I swear to god, you're on a forum for around 2 decades, and the same platform troll battles go on, and on, and on. They don't change. It's all so banal, but I guess that describes the state of the world in so many ways these days.
Rating: 30 Votes
5 weeks ago
Has nobody noticed that the article said that there were BLACK APPLE STICKERS?!?!?!? I’M ORDERING!!!
Rating: 24 Votes
5 weeks ago

I do in fact work in the film industry, and I do in fact know what I am talking about.


Are you sure?

Because you compared a Mac Pro to an iPad.... which isn’t even remotely appropriate whatsoever in comparison.

Hence your post:

An iPad Pro has more storage and basically comparable CPU performance. That is just... embarrassing.

Rating: 23 Votes
5 weeks ago


You forgot to mention that a cheap midrange gaming PC with a Threadripper is much, MUCH faster than this $6,000 thing.


If a gaming PC has a Threadripper they made some wrong choices. Get Ryzen and put that money towards a better GPU instead.


An iPad Pro has more storage and basically comparable CPU performance. That is just... embarrassing.


And that's just ridiculous. An iPad can be had with more storage, but it doesn't by default. My Pro has 64GB. The Mac Pro can be configured with 8TB. But that's not even the point because most who buy this will already have a massive storage array and expect to run off of that anyway. Nobody is expected to just get the base, at least not without modding it on their own. - Plus comparable CPU performance is ludicrous. An iPad Pro may have a very impressive SoC for its form factor, but it cannot compete with a more than 200W chip.
Rating: 14 Votes
5 weeks ago


The sad thing is that it CAN compete. I agree it shouldn’t, but it does. The iPhone is faster at many things than the base model Mac Pro.


In short-burst, purely sequential processing, sure. In anything that matters on a Xeon, no.


As for storage, you miss the point completely. Even if I specced up my iPad a little, I would not expect to exceed the specs of a $6,000 workstation, but it does. Not in all ways, but in terms of CPU and storage it does. And that’s the sad state of affairs for Intel’s Xeons, and the high price of the base model M.P.


It doesn't in terms of CPU, no, and in terms of storage, for the intended market, if it can hold the operating system and a bit, it's good enough, because their 42TB RAID setup is there for the rest. My iPad also has better battery life than my more expensive DSLR, and it'd be great if the DSLR had better battery life - very useful in fact - but it's not the primary point of the device, and extra batteries are sold for easy swaps which is the standard workflow expected for the device, because that quick battery swap is more important than a fixed one lasting 20% longer. - Different tools, different points of focus.
Rating: 11 Votes
5 weeks ago


I do in fact work in the film industry, and I do in fact know what I am talking about. The base model Mac Pro is simply terrible value. For a 3D workstation, we need many cores and multiple high end GPUs. To get that in a Mac Pro, you have to basically tripple or quadruple the the price of the base model Mac Pro.

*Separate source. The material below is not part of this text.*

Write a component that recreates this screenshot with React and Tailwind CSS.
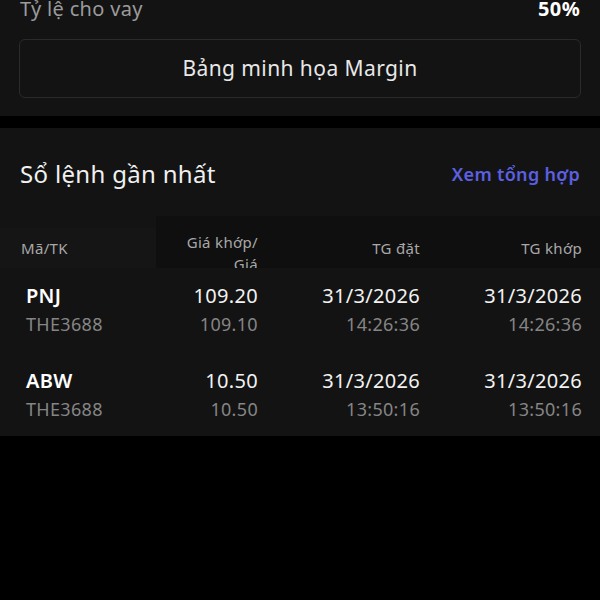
import React from "react";

const orders = [
  { code: "PNJ", acc: "THE3688", match: "109.20", price: "109.10", date: "31/3/2026", placed: "14:26:36", matched: "14:26:36" },
  { code: "ABW", acc: "THE3688", match: "10.50", price: "10.50", date: "31/3/2026", placed: "13:50:16", matched: "13:50:16" },
];

const App = () => {
  return (
    <div
      className="w-[600px] h-[600px] overflow-hidden bg-black text-white tracking-[0.02em]"
      style={{ fontFamily: '"Noto Sans", "Open Sans", sans-serif' }}
    >
      {/* Margin card */}
      <div className="bg-[#131313] h-[116px] px-[19px] flex flex-col">
        <div className="flex items-center justify-between h-[28px] -mt-[5px] px-px">
          <span className="text-[20px] text-[#9b9b9b]">Tỷ lệ cho vay</span>
          <span className="text-[20px] font-bold text-white">50%</span>
        </div>
        <button className="mt-[16px] h-[59px] w-full rounded-md border-[1.5px] border-[#2b2b2b] text-[21px] text-[#e8e8e8] tracking-[0.02em]">
          Bảng minh họa Margin
        </button>
      </div>

      {/* Recent orders */}
      <div className="mt-[12px] bg-[#131313] h-[308px] flex flex-col overflow-hidden">
        <div className="flex items-center justify-between px-[20px] h-[36px] mt-[28px]">
          <span className="text-[24px] text-[#f0f0f0]">Sổ lệnh gần nhất</span>
          <span className="text-[18px] font-semibold text-[#5b5fe0]">Xem tổng hợp</span>
        </div>

        {/* header */}
        <div className="flex mt-[24px] h-[52px] text-[15px] leading-[22px] text-[#a8a8a8]">
          <div className="w-[156px] mt-[12px] pl-[21px] pt-[9px] bg-[#151515]">Mã/TK</div>
          <div className="w-[102px] bg-[#0f0f0f] overflow-hidden text-right pt-[15px]">
            <div>Giá khớp/</div>
            <div>Giá</div>
          </div>
          <div className="w-[162px] bg-[#0f0f0f] text-right pt-[21px]">TG đặt</div>
          <div className="w-[162px] bg-[#0f0f0f] text-right pt-[21px]">TG khớp</div>
          <div className="flex-1 bg-[#0f0f0f]" />
        </div>

        {/* rows */}
        <div className="flex flex-col">
          {orders.map((o) => (
            <div key={o.code} className="flex pl-[20px] h-[85px] pt-[14px] shrink-0">
              <div className="w-[140px] pl-[6px] flex flex-col">
                <span className="text-[20px] font-semibold leading-[28px] text-white">{o.code}</span>
                <span className="text-[18px] leading-[28px] text-[#858585]">{o.acc}</span>
              </div>
              <div className="w-[98px] flex flex-col items-end">
                <span className="text-[20px] leading-[28px] text-[#f2f2f2]">{o.match}</span>
                <span className="text-[18px] leading-[28px] text-[#858585]">{o.price}</span>
              </div>
              <div className="w-[162px] flex flex-col items-end">
                <span className="text-[20px] leading-[28px] text-[#f2f2f2]">{o.date}</span>
                <span className="text-[18px] leading-[28px] text-[#858585]">{o.placed}</span>
              </div>
              <div className="w-[162px] flex flex-col items-end">
                <span className="text-[20px] leading-[28px] text-[#f2f2f2]">{o.date}</span>
                <span className="text-[18px] leading-[28px] text-[#858585]">{o.matched}</span>
              </div>
            </div>
          ))}
        </div>
      </div>
    </div>
  );
};

export default App;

We can get systems that are *faster* for our tasks (see 32 core Threadripper and dual RTX-enables GPUs) than a maxed out Mac Pro for a good bit less than the Mac Pro base model.


LOL!!!! Post your benchmarks to back up that statement. OMG that is false and misleading. You do not work in film, not possible.
Rating: 11 Votes
5 weeks ago


I do in fact work in the film industry, and I do in fact know what I am talking about. The base model Mac Pro is simply terrible value. For a 3D workstation, we need many cores and multiple high end GPUs. To get that in a Mac Pro, you have to basically tripple or quadruple the the price of the base model Mac Pro.

We can get systems that are *faster* for our tasks (see 32 core Threadripper and dual RTX-enables GPUs) than a maxed out Mac Pro for a good bit less than the Mac Pro base model.

No you can’t. I priced up a comparable PC with threadripper and Nvidia dual rtx cards and a custom build from pc specialist was over 11k. I’ve heard many people on PC complaining about the sheer amount of system crashes because it just doesn’t have the stability. And for vfx, motion you really need that. I’m not saying it’s the best price but I understand it. You can get whatever suits and then upgrade it yourself for a fraction of the cost. You’d be nuts to buy ram from Apple. The consensus at the moment is that even the cpu could be upgradable. All major pro vendors are releasing support for the AMD gpu’s so I think watch this space for performance. That’s the killer for me. Pricey bit of kit, but poor cinebench scores.
Rating: 9 Votes
5 weeks ago


You forgot to mention that a cheap midrange gaming PC with a Threadripper is much, MUCH faster than this $6,000 thing.

An iPad Pro has more storage and basically comparable CPU performance. That is just... embarrassing.


Nope.

Xeon W destroys “midrange” PCs at the tasks people would buy this for.

Apple’s A series processors are amazing, but it’s not comparable or accurate.
Rating: 9 Votes
5 weeks ago
Can I use a 15" DELL LCD which does 1024x768 with this system? I wanted to save some money.